(Source records)
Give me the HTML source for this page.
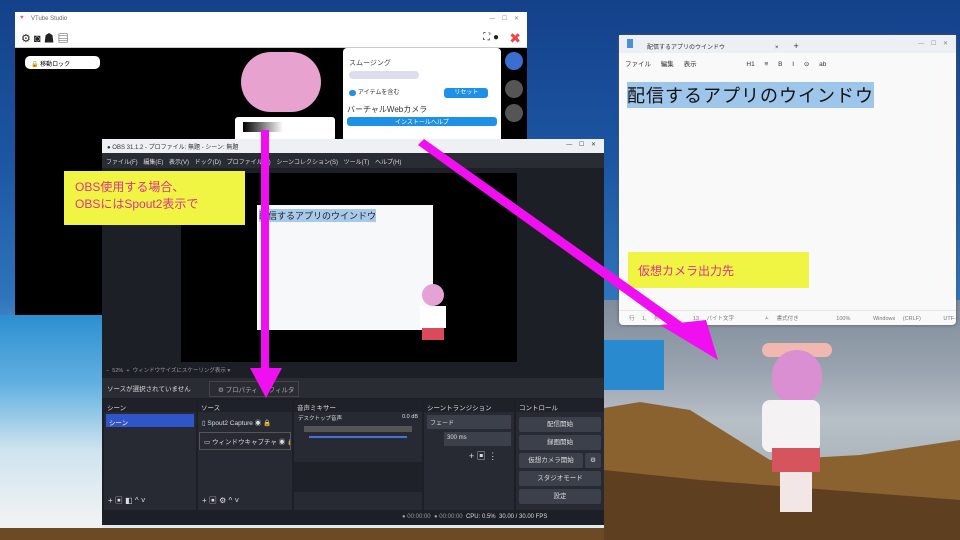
<!DOCTYPE html><html><head><meta charset="utf-8"><style>
*{margin:0;padding:0;box-sizing:border-box}
body{width:960px;height:540px;overflow:hidden;position:relative;font-family:"Liberation Sans","Noto Sans CJK JP",sans-serif;font-size:7px;
background:linear-gradient(180deg,#14418a 0%,#1c56a3 30%,#2f74bb 55%,#6fa6d3 70%,#c9dbe8 90%,#e8eef2 100%)}
.a{position:absolute}
.t{white-space:nowrap}
.dock{position:absolute;background:#272a33;top:400px;height:110px}
.dh{height:12px;background:#1f2128;color:#ddd;padding:2px 3px;font-size:6.5px}
.btn{position:absolute;background:#3c404b;color:#ddd;font-size:6.5px;text-align:center;line-height:15px;height:15px;border-radius:2px}
</style></head><body>
<!-- background -->
<div class="a" style="left:0;top:315px;width:102px;height:225px;background:linear-gradient(180deg,#2d8fd0,#5fb0e0 30%,#cfe3ef 60%,#eef2f4 90%)"></div>
<div class="a" style="left:0;top:528px;width:604px;height:12px;background:#6b4a25"></div>
<div class="a" style="left:604px;top:300px;width:356px;height:240px;background:linear-gradient(180deg,#7f8c9a,#9aa4b0 30%,#b7bfc7 50%,#9ca3aa)"></div>
<div class="a" style="left:604px;top:340px;width:60px;height:50px;background:#2a8ad0"></div>
<svg class="a" style="left:0;top:0" width="960" height="540"><path d="M604 408 L640 402 L690 410 L770 460 L860 455 L960 440 L960 540 L604 540Z" fill="#8a6230"/><path d="M604 470 L700 480 L960 500 L960 540 L604 540Z" fill="#5e3f1f"/></svg>
<!-- VTube Studio -->
<div class="a" style="left:15px;top:12px;width:512px;height:303px;background:#000">
 <div style="height:16px;background:#fff;color:#666;padding:4px 0 0 16px;font-size:6px">VTube Studio<span class="a" style="right:8px;top:3px;color:#888">—&nbsp;&nbsp;&nbsp;&nbsp;☐&nbsp;&nbsp;&nbsp;&nbsp;✕</span><span class="a" style="left:5px;top:3px;color:#e57">♥</span></div>
 <div style="height:20px;background:#fff;border-bottom:1px solid #ccc;font-size:11px;padding:2px 6px;color:#222">⚙ ◙ ☗ ▤<span class="a" style="right:6px;top:18px;color:#e44;font-size:14px">✖</span><span class="a" style="right:28px;top:20px;font-size:10px">⛶ ●</span></div>
 <div class="a" style="left:10px;top:44px;width:75px;height:13px;background:#fff;border-radius:5px;font-size:6px;padding:3px 6px">🔒 移動ロック</div>
 <div class="a" style="left:226px;top:40px;width:80px;height:60px;border-radius:30px;background:#e7a2d0"></div>
 <div class="a" style="left:220px;top:105px;width:100px;height:33px;background:#fff;border-radius:3px"><div class="a" style="left:8px;top:5px;width:40px;height:10px;background:linear-gradient(90deg,#000,#fff)"></div><div class="a" style="left:8px;top:22px;width:45px;height:10px;background:#d33"></div></div>
 <div class="a" style="left:328px;top:36px;width:158px;height:62px;background:#fff;border-radius:4px;font-size:7px;padding:10px 6px;color:#444">スムージング<div style="margin-top:3px;width:70px;height:8px;background:#dde;border-radius:4px"></div><div style="margin-top:8px;color:#333;font-size:6px"><span style="background:#1e90e8;border-radius:4px;color:#1e90e8">●●</span> アイテムを含む<span style="background:#1e90e8;color:#fff;padding:2px 10px;border-radius:3px;margin-left:45px">リセット</span></div></div>
 <div class="a" style="left:328px;top:90px;width:158px;height:40px;background:#fff;border-radius:4px;padding:2px 4px;font-size:8px;color:#333">バーチャルWebカメラ<div style="background:#1e90e8;color:#fff;height:9px;border-radius:3px;font-size:6px;text-align:center;margin-top:2px">インストールヘルプ</div></div>
 <div class="a" style="left:490px;top:40px;width:18px;height:18px;border-radius:9px;background:#3a6fd0"></div>
 <div class="a" style="left:490px;top:68px;width:18px;height:18px;border-radius:9px;background:#555"></div>
 <div class="a" style="left:490px;top:92px;width:18px;height:18px;border-radius:9px;background:#555"></div>
</div>
<!-- OBS -->
<div class="a" style="left:102px;top:139px;width:502px;height:386px;background:#1d1f26">
 <div style="height:14px;background:#eef0f4;color:#333;font-size:6px;padding:3px 5px">● OBS 31.1.2 - プロファイル: 無題 - シーン: 無題<span class="a" style="right:8px;top:2px;color:#444">—&nbsp;&nbsp;&nbsp;&nbsp;☐&nbsp;&nbsp;&nbsp;&nbsp;✕</span></div>
 <div style="height:15px;background:#2a2c33;color:#ddd;font-size:6px;padding:4px 4px;word-spacing:4px">ファイル(F) 編集(E) 表示(V) ドック(D) プロファイル(P) シーンコレクション(S) ツール(T) ヘルプ(H)</div>
 <div class="a" style="left:79px;top:34px;width:336px;height:189px;background:#000"></div>
 <div class="a" style="left:155px;top:66px;width:176px;height:125px;background:#f7f8fa"><span class="t a" style="left:2px;top:4px;font-size:9px;background:#a7c9ea;color:#222">配信するアプリのウインドウ</span></div>
 <div class="a" style="left:320px;top:145px;width:22px;height:22px;border-radius:11px;background:#e5a3d5"></div>
 <div class="a" style="left:318px;top:167px;width:26px;height:22px;background:#fff"></div>
 <div class="a" style="left:320px;top:189px;width:22px;height:12px;background:#d94a5a"></div>
 <div class="a t" style="left:4px;top:227px;color:#999;font-size:5.5px">−&nbsp; 52% &nbsp;+ &nbsp;ウィンドウサイズにスケーリング表示 ▾</div>
 <div class="a" style="left:0;top:239px;width:502px;height:20px;background:#2a2c33;color:#ddd;font-size:6.5px;padding:5px 5px">ソースが選択されていません<span class="a t" style="left:107px;top:3px;border:1px solid #444;padding:2px 8px;width:90px;color:#aaa">⚙ プロパティ &nbsp;&nbsp;&nbsp;&nbsp;&nbsp;フィルタ</span></div>
</div>
<div class="dock" style="left:104px;width:92px"><div class="dh">シーン</div><div style="background:#2f55c8;color:#fff;height:13px;margin:2px;padding:3px;font-size:6.5px">シーン</div><div class="a" style="bottom:4px;left:4px;color:#ddd;font-size:8px">+ ▣ ◧ ^ ˅</div></div>
<div class="dock" style="left:198px;width:94px"><div class="dh">ソース</div><div class="t" style="color:#ddd;padding:5px 4px;font-size:6.5px">▯ Spout2 Capture ◉ 🔒</div><div class="t" style="color:#ddd;padding:3px 4px;font-size:6.5px;border:1px solid #555;margin:0 1px;overflow:hidden">▭ ウィンドウキャプチャ ◉ 🔒</div><div class="a" style="bottom:4px;left:4px;color:#ddd;font-size:8px">+ ▣ ⚙ ^ ˅</div></div>
<div class="dock" style="left:294px;width:128px"><div class="dh">音声ミキサー</div><div style="color:#ddd;padding:2px 4px;font-size:5.5px">デスクトップ音声<span style="float:right">0.0 dB</span></div><div style="margin:2px 10px;height:6px;background:#555"></div><div style="margin:4px 15px;height:2px;background:#4a6fe0"></div><div class="a" style="left:0;top:62px;width:128px;height:30px;background:#1f2128"></div></div>
<div class="dock" style="left:424px;width:90px"><div class="dh">シーントランジション</div><div style="margin:3px;height:14px;background:#3c404b;color:#ddd;padding:3px;font-size:6px">フェード</div><div style="margin:3px 3px 3px 20px;height:14px;background:#3c404b;color:#ddd;padding:3px;font-size:6px">300 ms</div><div style="color:#ddd;padding-left:45px;font-size:9px">+ ▣ ⋮</div></div>
<div class="dock" style="left:516px;width:88px"><div class="dh">コントロール</div>
<div class="btn" style="left:3px;top:17px;width:82px">配信開始</div><div class="btn" style="left:3px;top:35px;width:82px">録画開始</div><div class="btn" style="left:3px;top:53px;width:64px">仮想カメラ開始</div><div class="btn" style="left:69px;top:53px;width:16px">⚙</div><div class="btn" style="left:3px;top:71px;width:82px">スタジオモード</div><div class="btn" style="left:3px;top:89px;width:82px">設定</div></div>
<div class="a t" style="left:102px;top:510px;width:502px;height:15px;background:#1d1f26;color:#999;font-size:6px;padding:4px 10px 0 300px">● 00:00:00 &nbsp;● 00:00:00 &nbsp;<span style="color:#ddd">CPU: 0.5% &nbsp;30.00 / 30.00 FPS</span></div>
<!-- Notepad -->
<div class="a" style="left:619px;top:35px;width:337px;height:290px;background:#f9f9f9;border-radius:4px;box-shadow:0 0 3px #555">
 <div style="height:18px;background:#eceff3;font-size:6px;padding:6px 0 0 28px;color:#333">配信するアプリのウインドウ<span style="margin-left:50px">×</span><span style="margin-left:15px;font-size:9px">+</span><span class="a" style="right:8px;top:5px;color:#888">—&nbsp;&nbsp;&nbsp;&nbsp;☐&nbsp;&nbsp;&nbsp;&nbsp;✕</span><span class="a" style="left:8px;top:4px;width:6px;height:9px;background:#4a90d9"></span></div>
 <div style="height:18px;font-size:6.5px;padding:5px 6px;color:#333;word-spacing:8px">ファイル 編集 表示 <span style="margin-left:40px">H1 ≡ B I ⊝ ab</span></div>
 <div class="a t" style="left:8px;top:47px;font-size:18px;background:#9ec6ea;color:#111;letter-spacing:1px">配信するアプリのウインドウ</div>
 <div class="a t" style="left:0;top:275px;width:337px;font-size:5.5px;color:#777;padding:3px 10px;word-spacing:6px;border-top:1px solid #e6e6e6">行 1, 列 1 &nbsp; 13 バイト文字 &nbsp;&nbsp; ㅅ 書式付き &nbsp;&nbsp;&nbsp; 100% &nbsp; Windows (CRLF) &nbsp; UTF-8</div>
</div>
<div class="a t" style="left:628px;top:252px;width:181px;height:36px;background:#f0f544;color:#e0318a;font-size:12px;padding:10px 0 0 10px">仮想カメラ出力先</div>
<div class="a" style="left:64px;top:171px;width:181px;height:54px;background:#f0f544;color:#e0318a;font-size:12px;line-height:17px;padding:8px 0 0 11px">OBS使用する場合、<br>OBSにはSpout2表示で</div>
<!-- character right -->
<div class="a" style="left:762px;top:343px;width:70px;height:14px;border-radius:7px;background:#f0b8b0"></div>
<div class="a" style="left:772px;top:350px;width:50px;height:55px;border-radius:25px;background:#d98fd2"></div>
<div class="a" style="left:762px;top:400px;width:58px;height:52px;background:#f4f2f2;border-radius:8px"></div>
<div class="a" style="left:772px;top:448px;width:48px;height:24px;background:#d6545e"></div>
<div class="a" style="left:780px;top:472px;width:32px;height:40px;background:#f3e6e6"></div>
<!-- arrows -->
<svg class="a" style="left:0;top:0" width="960" height="540"><g fill="#f00ff0"><rect x="261" y="130" width="8" height="240"/><polygon points="250,368 282,368 266,398"/><polygon points="418,145 424,139 690,328 684,336"/><polygon points="660,325 706,320 718,360"/></g></svg>
</body></html>
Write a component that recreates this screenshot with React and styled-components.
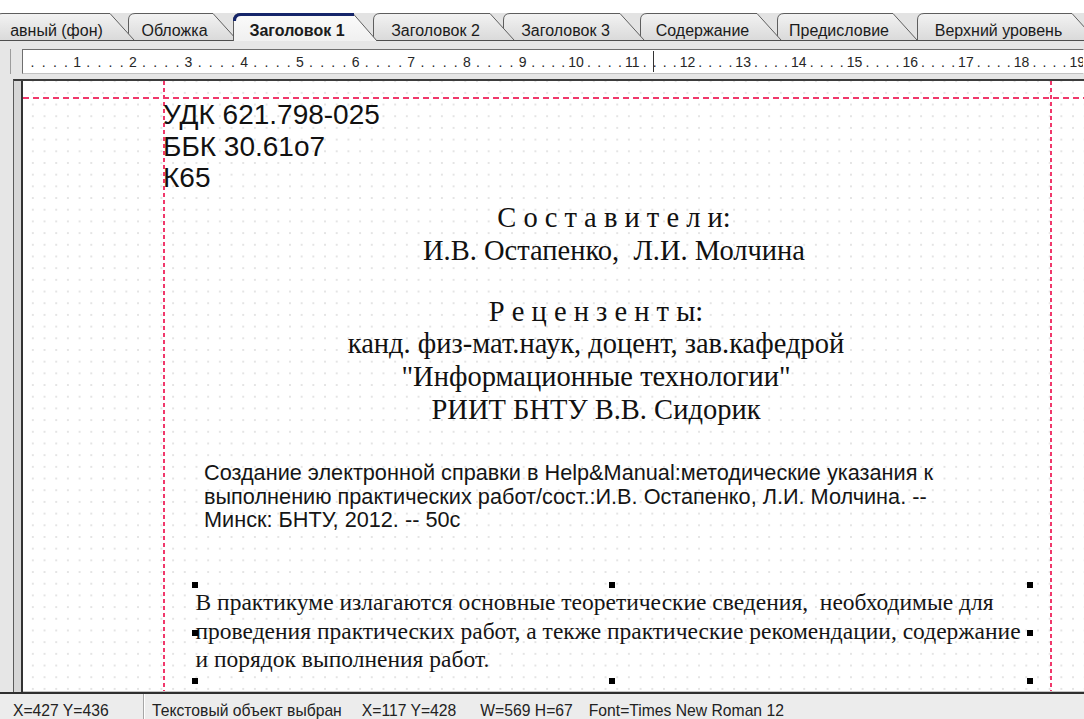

### What to do
Only lines that contain the word "this" are wanted; copy each of them.

### Full output
Give me the HTML source for this page.
Write a component that recreates this screenshot with React and styled-components.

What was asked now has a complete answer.